Required task: Where a line holds the string "index", return that line.

Source excerpt:
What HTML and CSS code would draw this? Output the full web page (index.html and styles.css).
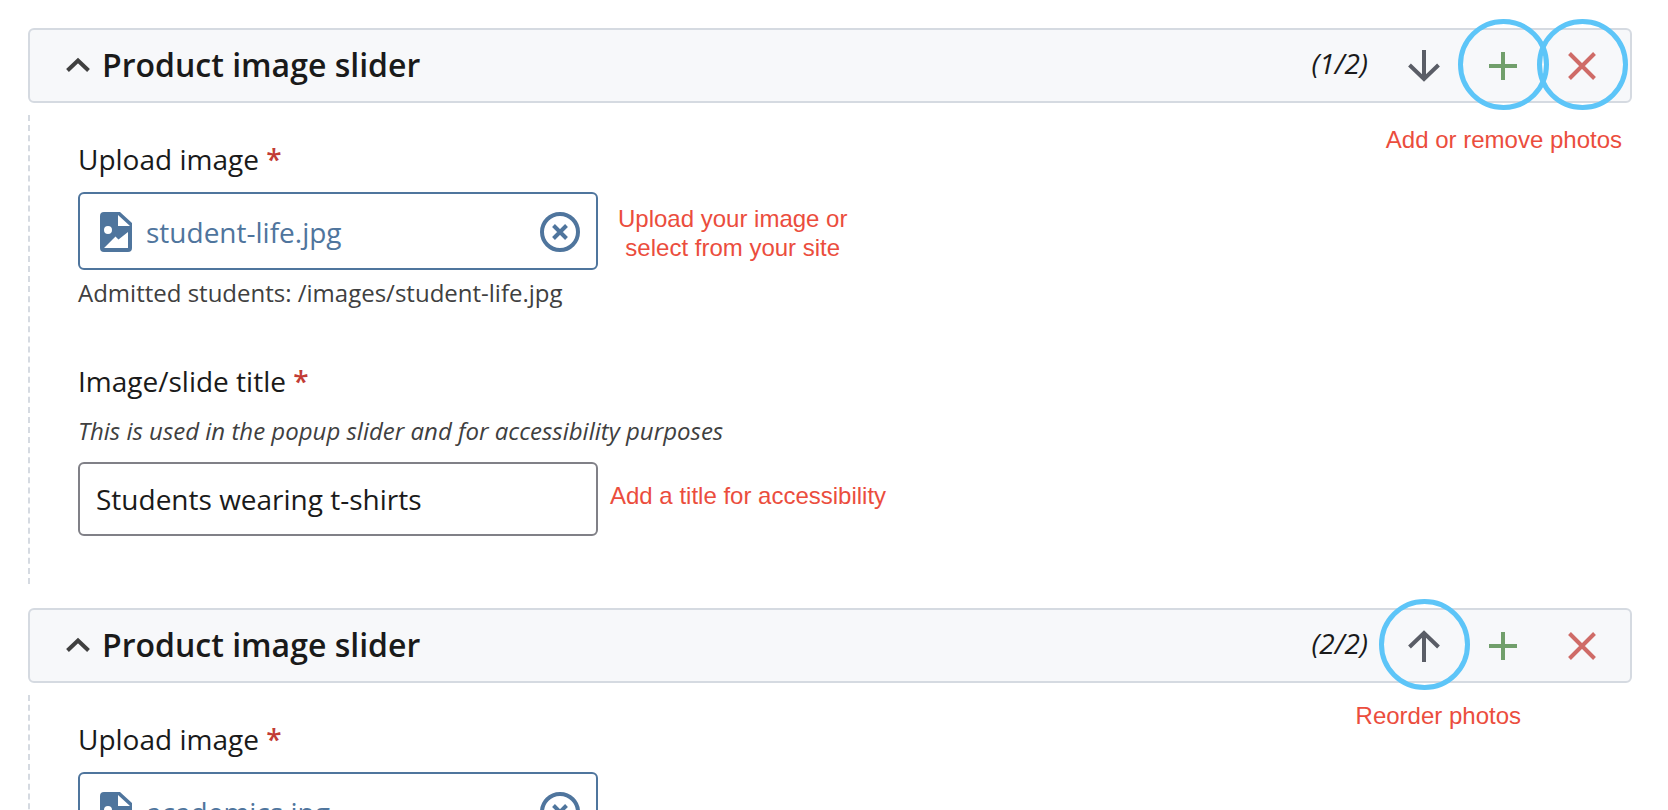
FILE: index.html
```html
<!DOCTYPE html>
<html lang="en">
<head>
    <meta charset="UTF-8">
    <meta name="viewport" content="width=device-width, initial-scale=1.0">
    <title>Product image slider</title>
    <link rel="stylesheet" href="styles.css">
</head>
<body>
    <!-- Shared icons -->
    <svg class="sprite" aria-hidden="true">
        <symbol id="icon-chevron" viewBox="0 0 24 16">
            <path d="M1.500 13.500L12 3.500L22.500 13.500" fill="none" stroke="currentColor" stroke-width="4"/>
        </symbol>
        <symbol id="icon-down" viewBox="0 0 32 32">
            <path d="M16 0V29M1.500 15L16 29L30.500 15" fill="none" stroke="currentColor" stroke-width="4"/>
        </symbol>
        <symbol id="icon-up" viewBox="0 0 32 32">
            <path d="M16 32V3M1.500 17L16 3L30.500 17" fill="none" stroke="currentColor" stroke-width="4"/>
        </symbol>
        <symbol id="icon-plus" viewBox="0 0 32 32">
            <path d="M16 2V30M2 16H30" fill="none" stroke="currentColor" stroke-width="4"/>
        </symbol>
        <symbol id="icon-cross" viewBox="0 0 32 32">
            <path d="M3.500 3.500L28.500 28.500M28.500 3.500L3.500 28.500" fill="none" stroke="currentColor" stroke-width="4"/>
        </symbol>
        <symbol id="icon-file" viewBox="0 0 32 40">
            <path fill="currentColor" fill-rule="evenodd" d="M4 0H20L32 11V36Q32 40 28 40H4Q0 40 0 36V4Q0 0 4 0ZM18 3V14H30ZM8 14A4 4 0 1 0 8 22A4 4 0 1 0 8 14ZM4 36H28V20L18.500 27.500L15.500 24.500Z"/>
        </symbol>
        <symbol id="icon-clear" viewBox="0 0 40 40">
            <circle cx="20" cy="20" r="18" fill="none" stroke="currentColor" stroke-width="4"/>
            <path d="M13.500 13.500L26.500 26.500M26.500 13.500L13.500 26.500" fill="none" stroke="currentColor" stroke-width="4"/>
        </symbol>
    </svg>

    <main class="page">
        <section class="item">
            <header class="item-header">
                <h2 class="item-title">
                    <button class="toggle" type="button" aria-expanded="true">
                        <svg class="chevron"><use href="#icon-chevron"/></svg>
                        Product image slider
                    </button>
                </h2>
                <div class="actions">
                    <span class="count">(1/2)</span>
                    <button class="action move" type="button" aria-label="Move down"><svg><use href="#icon-down"/></svg></button>
                    <button class="action add marked" type="button" aria-label="Add"><svg><use href="#icon-plus"/></svg></button>
                    <button class="action remove marked" type="button" aria-label="Remove"><svg><use href="#icon-cross"/></svg></button>
                </div>
                <p class="note note-remove">Add or remove photos</p>
            </header>
            <div class="item-body">
                <div class="field">
                    <label class="label" for="image-1">Upload image <span class="required">*</span></label>
                    <div class="field-row">
                        <div class="chooser">
                            <button class="file" id="image-1" type="button"><svg><use href="#icon-file"/></svg>student-life.jpg</button>
                            <button class="clear" type="button" aria-label="Clear"><svg><use href="#icon-clear"/></svg></button>
                        </div>
                        <p class="note note-upload">Upload your image or<br>select from your site</p>
                    </div>
                    <p class="path">Admitted students: /images/student-life.jpg</p>
                </div>
                <div class="field">
                    <label class="label" for="title-1">Image/slide title <span class="required">*</span></label>
                    <p class="help" id="help-1">This is used in the popup slider and for accessibility purposes</p>
                    <div class="field-row">
                        <input class="text-input" id="title-1" type="text" value="Students wearing t-shirts" aria-describedby="help-1">
                        <p class="note note-title">Add a title for accessibility</p>
                    </div>
                </div>
            </div>
        </section>

        <section class="item">
            <header class="item-header">
                <h2 class="item-title">
                    <button class="toggle" type="button" aria-expanded="true">
                        <svg class="chevron"><use href="#icon-chevron"/></svg>
                        Product image slider
                    </button>
                </h2>
                <div class="actions">
                    <span class="count">(2/2)</span>
                    <button class="action move marked" type="button" aria-label="Move up"><svg><use href="#icon-up"/></svg></button>
                    <button class="action add" type="button" aria-label="Add"><svg><use href="#icon-plus"/></svg></button>
                    <button class="action remove" type="button" aria-label="Remove"><svg><use href="#icon-cross"/></svg></button>
                </div>
                <p class="note note-reorder">Reorder photos</p>
            </header>
            <div class="item-body">
                <div class="field">
                    <label class="label" for="image-2">Upload image <span class="required">*</span></label>
                    <div class="field-row">
                        <div class="chooser">
                            <button class="file" id="image-2" type="button"><svg><use href="#icon-file"/></svg>academics.jpg</button>
                            <button class="clear" type="button" aria-label="Clear"><svg><use href="#icon-clear"/></svg></button>
                        </div>
                    </div>
                </div>
            </div>
        </section>
    </main>
</body>
</html>
```

FILE: styles.css
```css
*,
*::after {
    box-sizing: border-box;
}

body {
    margin: 0;
    font-family: "Open Sans", sans-serif;
    font-size: 28px;
    line-height: 38px;
    color: #1a1a1a;
    background-color: #fff;
}

h2, p {
    margin: 0;
}

button {
    padding: 0;
    border: none;
    background: none;
    font: inherit;
    color: inherit;
    cursor: pointer;
}

.sprite {
    display: none;
}

.page {
    height: 100vh;
    padding: 28px 36px 0 28px;
    overflow: hidden;
}

/* Header bar */
.item-header {
    position: relative;
    display: flex;
    align-items: center;
    justify-content: space-between;
    height: 75px;
    padding: 0 9px 0 36px;
    background-color: #f7f8fa;
    border: 2px solid #d5dae1;
    border-radius: 6px;
}

.item-title {
    padding-bottom: 2px;
    font-size: 32px;
    font-weight: 600;
    line-height: 44px;
}

.toggle {
    display: flex;
    align-items: center;
    gap: 12px;
}

.chevron {
    width: 24px;
    height: 16px;
    color: #404040;
}

.actions {
    display: flex;
    align-items: center;
}

.count {
    margin-right: 16px;
    padding-bottom: 6px;
    font-style: italic;
}

.action {
    position: relative;
    display: flex;
    align-items: center;
    justify-content: center;
    width: 79px;
    height: 71px;
}

.action svg {
    width: 32px;
    height: 32px;
}

.move {
    color: #5a5d66;
}

.add {
    color: #719f6b;
}

.remove {
    color: #cf6b67;
}

/* Highlight ring round a button */
.marked::after {
    content: "";
    position: absolute;
    top: -11px;
    left: -5px;
    width: 91px;
    height: 91px;
    border: 5px solid #5dc5f8;
    border-radius: 50%;
}

/* Red notes */
.note {
    font-family: "Liberation Sans", Arial, sans-serif;
    font-size: 24px;
    line-height: 29px;
    color: #eb4d3d;
    white-space: nowrap;
}

.note-remove,
.note-reorder {
    position: absolute;
}

.note-remove {
    top: 95px;
    right: 8px;
}

.note-reorder {
    top: 91px;
    right: 109px;
}

.note-upload {
    margin-left: 20px;
    padding-top: 4px;
    text-align: center;
}

.note-title {
    margin-left: 12px;
    padding-bottom: 8px;
}

/* Item content */
.item-body {
    margin: 12px 0 24px;
    padding: 25px 0 48px 48px;
    border-left: 2px dashed #d5dae1;
}

.field + .field {
    margin-top: 53px;
}

.label {
    display: block;
    margin-bottom: 14px;
}

.required {
    font-weight: 600;
    color: #c23c35;
}

.field-row {
    display: flex;
    align-items: center;
}

.chooser {
    display: flex;
    align-items: center;
    justify-content: space-between;
    width: 520px;
    height: 78px;
    padding: 2px 16px 0 20px;
    color: #4f759d;
    border: 2px solid #4f759d;
    border-radius: 6px;
}

.file {
    display: flex;
    align-items: center;
    gap: 14px;
}

.file svg {
    width: 32px;
    height: 40px;
}

.clear,
.clear svg {
    display: block;
    width: 40px;
    height: 40px;
}

.path,
.help {
    font-size: 24px;
    line-height: 32px;
    color: #404040;
}

.path {
    margin-top: 7px;
}

.help {
    margin: 15px 0;
    font-style: italic;
}

.text-input {
    width: 520px;
    height: 74px;
    padding: 0 16px;
    font: inherit;
    color: inherit;
    background-color: #fff;
    border: 2px solid #808087;
    border-radius: 6px;
}
```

The answer:
What HTML and CSS code would draw this? Output the full web page (index.html and styles.css).
FILE: index.html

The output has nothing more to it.